Je pogne une petite chambre dans une auberge près de la rivière Mekong, avant que Jenna et Stuart ne me rejoignent. Jenna a travaillé en Gambie avec le Peace Corps et a visité les pays voisins, dont le Sénégal, et me conte plein d’histoires sur son séjour en Afrique. On mange un esti de gros dîner, puis on pédale jusqu’au resort pour riches touristes où le tournoi a lieu.
Du elephant polo, en gros, c’est comme du soccer, sauf qu’au lieu de courir, tu te promènes à dos d’éléphant, au lieu de kicker la balle, tu la frappes avec un long bâton qui ressemble à un marteau en bois, et au lieu de trébucher et de pleurer, tu joues sans interruption. Il y a deux grands poteaux de chaque bord du terrain, démarquant les buts, une grosse zone en demie-lune ou juste un membre de chaque équipe peut être à la fois (sinon c’est hors-jeu, et l’arbitre, un petit monsieur avec un chapeau de paille, siffle et call une mise au jeu) et le tout se joue 3 contre 3.
Première surprise : contrairement au polo à cheval que j’avais vu à la TV avant, lui qui conduit l’éléphant est pas le même que lui qui frappe la balle, ils sont deux sur chaque (le plus souvent, un Thaï qui conduit et un Blanchâtre avec le long marteau). Deuxièmement, bin la balle est minuscule, je pensais que ce serait un gros ballon, mais elle est grosse comme une balle de baseball et il faut donc du skillz pour la frapper à tous coups. Et troisièmement, bien que ce soit pas trop une surprise, le tout est très aristocrate et British. Tout le monde est là, avec leur polo de marque, leurs jeans blancs avec des bottes aux genoux, les cheveux gominés vers l’arrière et bien bronzés, en train de siroter leur champagne Veuve Cliquot. Jenna, Stuart et moi on sort du lot, pas à cause de la couleur de notre peau, pour faire changement, mais bien à cause de notre accablante pauvreté. On feuillette une revue consacrée au polo (ça existe, et c’est pas surprenant qu’elle soit basée dans la ville la plus chère au monde, l’immonde Hong Kong), et il y a presque juste des pubs de montres suisses et d’hôtels 5 étoiles, en plus de quelques articles qui ont tous les mêmes noms dedans et nous font se rendre compte que le monde du Elephant Polo est bien petit. On devrait se sentir choyés d’être en présence d’éminences mondiales du Elephant Polo tels que Sangjay Choegyul et Peter Prentice.

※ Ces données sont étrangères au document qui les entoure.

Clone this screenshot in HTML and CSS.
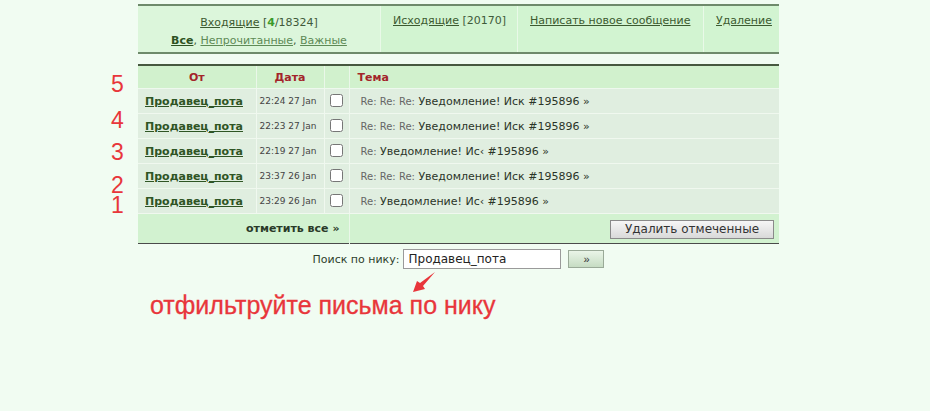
FILE: index.html
```html
<!DOCTYPE html>
<html lang="ru">
<head>
<meta charset="utf-8">
<title>Личные сообщения</title>
<link rel="stylesheet" href="styles.css">
</head>
<body>
<div class="wrap">
  <nav class="tabs">
    <div class="tab tab-first">
      <div><a href="#" class="lnk">Входящие</a> [<span class="new">4</span>/18324]</div>
      <div class="sub"><a href="#" class="lnk cur">Все</a>, <a href="#" class="lnk2">Непрочитанные</a>, <a href="#" class="lnk2">Важные</a></div>
    </div>
    <div class="tab"><a href="#" class="lnk">Исходящие</a> [20170]</div>
    <div class="tab"><a href="#" class="lnk">Написать новое сообщение</a></div>
    <div class="tab"><a href="#" class="lnk">Удаление</a></div>
  </nav>

  <div class="listbox">
    <table class="list">
      <colgroup><col class="c1"><col class="c2"><col class="c3"><col class="c4"></colgroup>
      <thead>
        <tr><th class="h-from">От</th><th class="h-date">Дата</th><th></th><th class="h-subj">Тема</th></tr>
      </thead>
      <tbody>
        <tr><td class="from"><a href="#">Продавец_пота</a></td><td class="date">22:24 27 Jan</td><td class="chk"><input type="checkbox"></td><td class="subj"><span class="re">Re: Re: Re:</span> Уведомление! Иск #195896 »</td></tr>
        <tr><td class="from"><a href="#">Продавец_пота</a></td><td class="date">22:23 27 Jan</td><td class="chk"><input type="checkbox"></td><td class="subj"><span class="re">Re: Re: Re:</span> Уведомление! Иск #195896 »</td></tr>
        <tr><td class="from"><a href="#">Продавец_пота</a></td><td class="date">22:19 27 Jan</td><td class="chk"><input type="checkbox"></td><td class="subj"><span class="re">Re:</span> Уведомление! Ис‹ #195896 »</td></tr>
        <tr><td class="from"><a href="#">Продавец_пота</a></td><td class="date">23:37 26 Jan</td><td class="chk"><input type="checkbox"></td><td class="subj"><span class="re">Re: Re: Re:</span> Уведомление! Иск #195896 »</td></tr>
        <tr><td class="from"><a href="#">Продавец_пота</a></td><td class="date">23:29 26 Jan</td><td class="chk"><input type="checkbox"></td><td class="subj"><span class="re">Re:</span> Уведомление! Ис‹ #195896 »</td></tr>
      </tbody>
      <tfoot>
        <tr><td colspan="3" class="markall">отметить все »</td><td class="delcell"><button class="btn-del">Удалить отмеченные</button></td></tr>
      </tfoot>
    </table>
    <span class="num n5">5</span>
    <span class="num n4">4</span>
    <span class="num n3">3</span>
    <span class="num n2">2</span>
    <span class="num n1">1</span>
  </div>

  <form class="search">
    <label>Поиск по нику:</label>
    <input type="text" class="nick" value="Продавец_пота">
    <button type="button" class="btn-go">»</button>
  </form>

  <div class="note">
    <span>отфильтруйте письма по нику</span>
  </div>
  <svg class="arrow" width="24" height="22" viewBox="0 0 24 22"><polygon points="23,1 11,15 13,18 1,21 5,10 8,12" fill="#e8363b"/></svg>
</div>
</body>
</html>
```
FILE: styles.css
```css
html, body { margin: 0; padding: 0; }
body {
  background: #f1fcf2;
  font-family: "DejaVu Sans", Verdana, sans-serif;
  color: #2c3a2a;
  width: 930px;
  height: 411px;
  overflow: hidden;
}
.wrap {
  position: relative;
  margin-left: 138px;
  width: 641px;
  padding-top: 4px;
}
a { color: #3a5a2c; }

.tabs {
  display: grid;
  grid-template-columns: 242px 137px 186px 76px;
  border-top: 2px solid #6e8a6b;
  border-bottom: 2px solid #6e8a6b;
  height: 46px;
  font-size: 11px;
  color: #3f5a3a;
}
.tab {
  background: #d2f4d1;
  padding: 7px 0 0 12px;
  border-left: 1px solid #e9f9e8;
  line-height: 16px;
}
.tab:first-child { border-left: none; }
.tab-first {
  background: #dcf6db;
  text-align: center;
  padding-left: 0;
  line-height: 19px;
}
.sub { margin-top: -1px; }
.lnk { color: #3c5a30; }
.new { color: #3c9a2c; font-weight: bold; }
.cur { font-weight: bold; color: #2e5222; }
.lnk2 { color: #5e8a56; }

.listbox {
  position: relative;
  margin-top: 10px;
}
.list {
  width: 641px;
  border-collapse: collapse;
  table-layout: fixed;
  border-top: 2px solid #46583f;
  border-bottom: 1px solid #4a4a4a;
}
.c1 { width: 118px; }
.c2 { width: 68px; }
.c3 { width: 25px; }
.c4 { width: 430px; }
.list th {
  background: #d1f1cd;
  color: #a3242a;
  font-size: 11px;
  height: 22px;
  padding: 0;
  border-left: 1px solid #eaf7e9;
  border-bottom: 1px solid #eef8ee;
}
.list th:first-child, .list td:first-child { border-left: none; }
.h-subj { text-align: left; padding-left: 8px !important; }
.list tbody td {
  background: #e0eee0;
  height: 24px;
  padding: 0;
  border-left: 1px solid #f0f8ef;
  border-bottom: 1px solid #f0f8ef;
  white-space: nowrap;
}
.from { padding-left: 7px !important; font-size: 11px; font-weight: bold; }
.from a { color: #2f5524; }
.date { font-size: 9px; color: #444; padding-left: 3px !important; }
.chk { text-align: center; }
.chk input { margin: -3px 0 0 0; width: 13px; height: 13px; vertical-align: middle; }
.subj { padding-left: 11px !important; font-size: 11px; color: #2b3528; }
.re { font-size: 10px; color: #666; }

.list tfoot td {
  background: #d2f2d0;
  height: 29px;
  padding: 0;
}
.markall {
  text-align: right;
  padding-right: 9px !important;
  font-size: 11px;
  font-weight: bold;
  color: #2a3a28;
  border-right: 1px solid #eaf7e9;
}
.delcell { text-align: right; padding-right: 5px !important; }
.btn-del {
  width: 164px;
  height: 19px;
  padding: 0;
  font-family: "DejaVu Sans", Verdana, sans-serif;
  font-size: 12px;
  color: #333;
  background: linear-gradient(#f6f6f6, #d9d9d9);
  border: 1px solid #8a8a8a;
  vertical-align: middle;
}

.num {
  position: absolute;
  left: -27px;
  font-family: "Liberation Sans", Arial, sans-serif;
  font-size: 23px;
  line-height: 16px;
  color: #e8363b;
}
.n5 { top: 12px; }
.n4 { top: 48px; }
.n3 { top: 80px; }
.n2 { top: 113px; }
.n1 { top: 133px; }

.search {
  display: flex;
  justify-content: center;
  align-items: center;
  margin: 5px 0 0 0;
  font-size: 11px;
  color: #2e3e2c;
}
.search label { margin-right: 4px; }
.nick {
  width: 158px;
  height: 20px;
  box-sizing: border-box;
  border: 1px solid #9a9a9a;
  padding: 0 4px;
  font-family: "DejaVu Sans", Verdana, sans-serif;
  font-size: 12px;
  color: #222;
  background: #fff;
}
.btn-go {
  margin-left: 7px;
  width: 36px;
  height: 18px;
  padding: 0;
  border: 1px solid #9aaa98;
  background: linear-gradient(#eaf5e8, #c6dcc3);
  font-size: 11px;
  color: #333;
}

.note {
  margin: 9px 0 0 12px;
  height: 42px;
}
.note span {
  display: block;
  padding-top: 12px;
  font-family: "Liberation Sans", Arial, sans-serif;
  font-size: 25px;
  line-height: 30px;
  color: #e8363b;
  -webkit-text-stroke: 0.3px #e8363b;
}
.arrow {
  position: absolute;
  left: 274px;
  top: 271px;
}
```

Je me demande si ils sont sur Facebook.
En ce dimanche non-ensoleillé (le soleil se pointe rarement la face ces derniers temps, et quand il le fait, c’est au travers d’une grosse brume laide et rougeâtre), je décide de me taper les 70 km qui me séparent de Chiang Rai à vélo. J’ai déjà fait le chemin inverse un mois auparavant, alors tout devrait bien aller, et l’exercice me fera du bien. J’évite les grandes routes et ratisse les chemins de campagne, longeant les champs brûlés et des maudites belles collines. À un moment donné, je quitte la route pour faire un peu de terrain rough, et quand je reviens sur l’asphalte, je me rends compte qu’un de mes câbles est pété et que je peux donc pas changer de vitesses. Je suis pogné sur la petite, ce qui fait que je peux pas avancer super vite, mais bon, shit happens. J’en ris et je continue. Quelques km plus tard, par contre, c’est pus une joke, je pogne un gros flat et je peux donc vraiment plus continuer.
Alors je m’assis sur le bord de la route, et j’attends, le pouce en l’air.
Il y a pas grand traffic, mais ça prend pas grand temps pour qu’un gentil bonhomme me ramasse en pick-up et m’amène à la prochaine intersection, ou je peux pogner un lift jusqu’en périphérie de la ville, puis un taxi. Des choses qui arrivent… j’étais pas trop pressé heureusement. Je rejoins mon couchsurfer Adam, puis on va se taper un gros festin carnivore au buffet à 69 baht, viande crue à volonté que tu cuis toé-même. Il est resté chez moi trois jours d’ailleurs, et ce matin, on s’est convaincus mutuellement, par virilité et orgueil excessif, de se lever à 5h30 et de se taper un petit 10 km à course, malgré le torrent de whisky et de bière qu’on avait bus la veille. Le genre de choses qui te font sentir en vie, quoi.